The New Apostolic Reformation

What Are Its Beliefs?


C. Peter Wagner

Over the past few months, I have been gratified that, after 18 years of having recognized this notable movement of God, the media are now analyzing and critiquing the New Apostolic Reformation (NAR). I greatly appreciate the discussions in vehicles running from the “NAR Watch” website to Time magazine and the Associated Press. For the most part, the research being done is thorough and accurate. Yes, there are some flaws and serious omissions, but generally speaking the facts are there. The differences come in the interpretation of the facts. The NAR paradigm for the church pulls many observers out of their theological comfort zones, and some of them are not reluctant to express their concerns in the strongest language possible.
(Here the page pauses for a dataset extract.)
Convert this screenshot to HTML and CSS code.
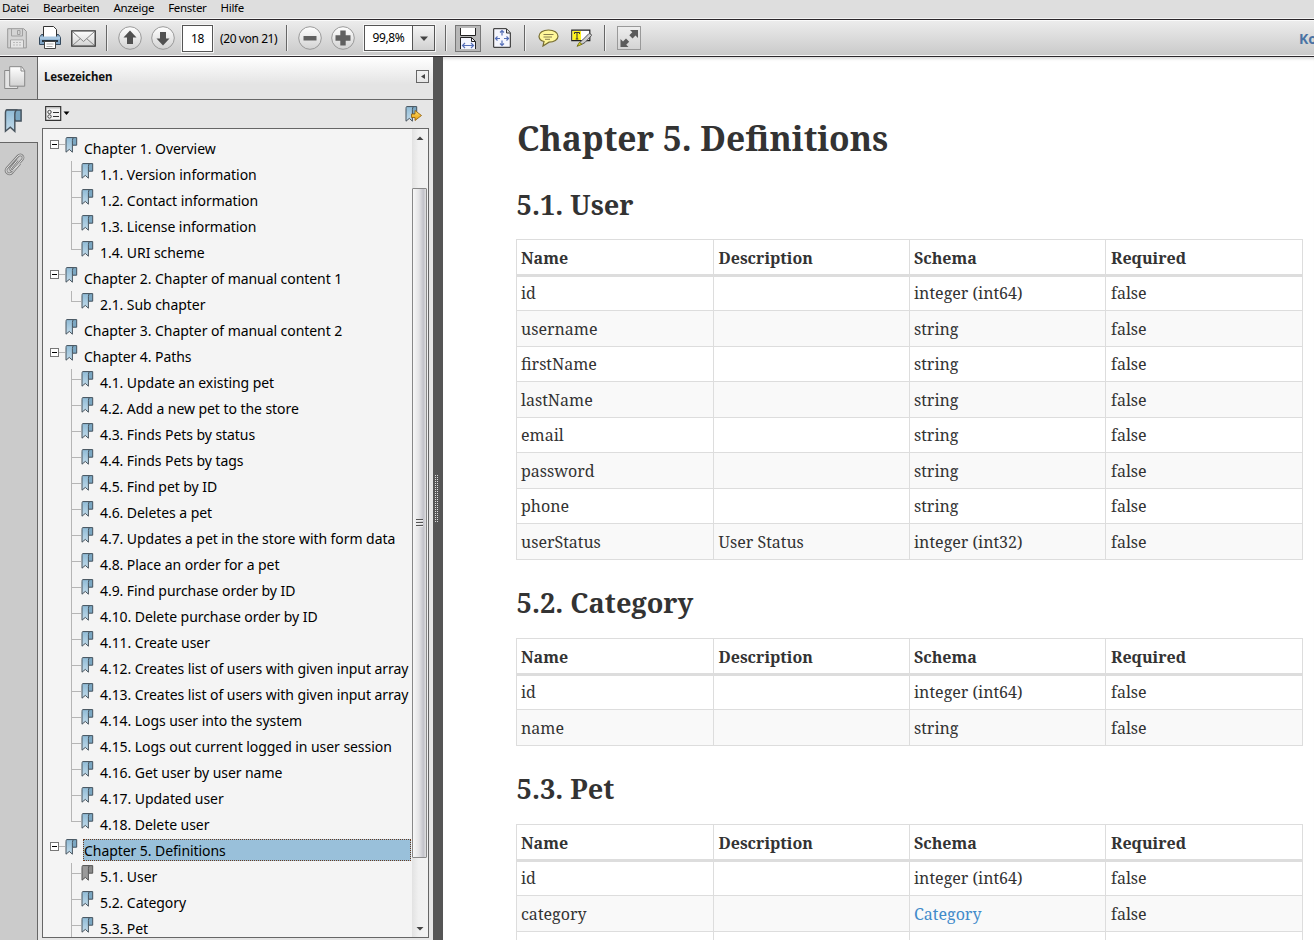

A number of them actually consider me a heretic!

Some readers will have seen the previous paper I did on this subject, “The New Apostolic Reformation: An Update,” If you haven’t seen it and you are interested, your search engine will quickly turn it up for you. In that paper, I attempted to respond briefly to several of the criticisms that were being verbalized. Here I intend to go into a bit more depth on just one of them, namely the beliefs of the NAR.

A number of the observers pointed out that, in their research, they could not discover a formal NAR statement of faith. The reason for this is that none exists. We must keep in mind that the NAR is a movement; it is not an organization that one could join. There is substantial tacit unity among participants in NAR on the fundamental doctrines of the faith, but there is enormous diversity as to the various interpretations and applications of those doctrines, as well as how they would be prioritized in each individual case.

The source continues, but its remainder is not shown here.